Jazz pianist Johnny Costa provided the music for the show.
The musician, alongside bassist Carl McVicker Jr. and Bobby Rawsthorne, often played music for Mister Rogers’ Neighborhood live in the studio, and Costa and Rogers agreed that the instrumentals shouldn’t be dumbed down for its young audience.
Rogers’ mother knit the sweaters he wore on the show.
Nancy McFeely Rogers made a new sweater every Christmas until her death in 1981, and one of the sweaters is now in the collection of the Smithsonian’s National Museum of American History.
His grandfather inspired his closing monologue.
Per The New York Times, Rogers said, “I think it was when I was leaving one time to go home after our time together that my grandfather said to me: ‘You know, you made this day a really special day. Just by being yourself. There’s only one person in the world like you. And I happen to like you just the way you are.’”
Rogers also honored his grandfather with the character of Mr. McFeely.
When naming the fictional neighborhood’s Speedy Delivery man, Rogers used his middle name, which was also his grandfather’s surname, McFeely.
He may have named Lady Elaine Fairchilde after a family member, too.
“My sister was adopted when she was 6 months old and I was 11 years old. And her name is Elaine,” Rogers once said. “We tease her because she thinks that I must have named Lady Elaine Fairchilde for her.”
Rogers made a point of narrating his fish-feeding because of a letter from a fan.
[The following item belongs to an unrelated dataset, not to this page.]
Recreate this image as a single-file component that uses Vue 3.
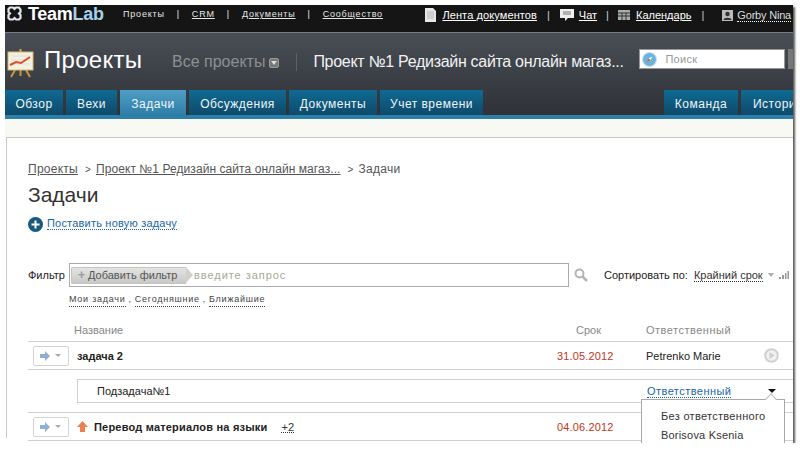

The latter, sent from a blind fan, read: “Dear Mister Rogers, Please say when you are feeding your fish, because I worry about them. I can’t see if you are feeding them, so please say you are feeding them out loud. Katie, age 5.”
The host held guest stars to high standards.
After Rogers’ death, Joe Negri—who played the royal handyman in the Neighborhood of Make-Believe—told the Associated Press that the host wouldn’t accept unenthusiastic performances from guest stars who thought they could phone in their appearances on a children’s show.
The gorilla Koko took off Rogers’ shoes.
Koko, the gorilla who famously learned American Sign Language, watched Mister Rogers’ Neighborhood, and when TV host met ape, she took off his shoes just as she had seen him do countless times on television.
The trolley traveled 5,000 miles every year during the show.
And actor Michael Keaton—of Batman and Birdman fame—started his career operating the trolley.
Rogers helped create an amusement park ride based on the trolley.
The TV host designed the storyline for a trolley ride, Mister Rogers’ Neighborhood of Make-Believe, which operated from 1989 to 2013 at Idlewild Park in Latrobe, Pennsylvania.
For years, Mister Rogers’ Neighborhood ranked the longest-running U.S. children’s television show.
The show started its 31-season run in 1968. Sesame Street, which eventually surpassed Mister Rogers to become the record-holder, premiered the following year.
Rogers voiced an aardvark version of himself in a 1997 Arthur episode.
And in 1999, Rogers brought an Arthur puppet onto Mister Rogers’ Neighborhood in an episode about the making of his Arthur appearance.
PBS helped parents tell their kids about Rogers’ death.
After Rogers died in 2003, PBS published a guide for parents’ discussions with their kids about the sad news. “Remember that Fred Rogers has always helped children know that feelings are natural and normal, and that happy times and sad times are part of everyone’s life,” the network said, in part.
The show has spawned two spin-offs.
Fred Rogers Productions is behind Daniel Tiger’s Neighborhood, which premiered on PBS Kids in 2012, and Donkey Hodie, which premiered on the channel this May.
Twitch hosted a Mister Rogers’ Neighborhoodmarathon of 886 episodes.
The 2017 marathon lasted 18 days, and proceeds from viewer donations went to local PBS stations.
Michael Keaton hosted a special to honor his old boss.
PBS celebrated the 50th anniversary of Mister Rogers’ Neighborhood in 2018 with a special titled Mister Rogers: It’s You I Like, hosted by former stagehand Michael Keaton, an Oscar-nominated actor by that point.